If you’re reading this article, it may be because the word “Advertising” caught your eye. It’s a keyword, and if you search the word “Advertising” in Google, you’ll generate millions of results.
But imagine this isn’t an article at all. Imagine you have just clicked on a direct link to your landing page. You’re selling a product or service that is intimately associated with that keyword.
What have you achieved? Something very simple. Something fundamental and critically important. You’ve circumvented a lot of navigating and hunting around and searching for a potential client. You’ve taken them directly to where they can make an immediate purchase, register as a regular subscriber, or do whatever it is you want them to do. Not your home page, mind you, but the specific page on your site where the real action is.
This is Pay-Per-Click advertising, or PPC. You have to pay anywhere from 10 cents to 10 U.S. dollars for each click, but if read on, you’ll understand why the returns can be well worth the investment.
How PPC works with Google AdWords
AdWords is Google’s advertising system where a small advertisement containing a link to your desired site is displayed when certain criteria are met. The first and most important criterion is keyword matching. This is where a search query with the words you have set will trigger your ad. But here’s the first advantage: it isn’t one keyword or one phrase, it’s a complete set of related or similar phrases associated with your ad.

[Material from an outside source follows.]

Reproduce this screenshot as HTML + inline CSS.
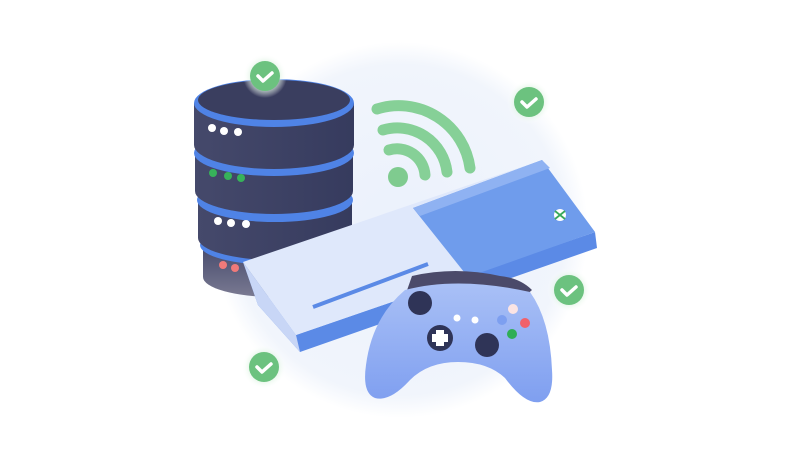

You can also set very specific location constraints so that only those searching for a specific town, city, state or country will ever see your ad. That means that if you’re a personal fitness trainer, you can target people near you and not from half the world away. Then, if you’re smart, you can word your ad to encourage only certain age groups, or sexes or budgets to really hone in on your target client profile.
Remember that you don’t pay for the advertisement itself, you just pay when someone clicks on your ad. That someone, however, has entered the keywords you wanted on Google, has found the wording of your advertisement inviting enough to click on it, and now finds him or herself on the very web page you have designed to deliver the promise established in your ad. Tell me that isn’t seriously powerful advertising.
With AdWords, you can set up broad advertising campaigns with separate ads for specific pages and purposes on your website. And you can set your daily budget so that Google simply stops displaying your ad or ads when enough people have clicked on them. What’s more, there are analysis tools and statistical data readily available for you to gauge the effectiveness of your ad and make whatever changes you deem necessary in minutes. You can, in fact, make a new ad from scratch in a quarter of an hour if you know what you’re doing.
To get the most out of PPC advertising, I highly recommend you enlist a professional web design company to manage it. This is because developing an effective keyword strategy in what is now an enormously competitive market is not at all straightforward, and professional web developers can implement very clever techniques to monitor and compare your advertisements for the most effective results.
Remember also that the advertisement has only brought the customer to your store, but then it’s up to your store to complete the conversion into a sale or some other gain; otherwise, all that incredibly powerful advertising was for nought.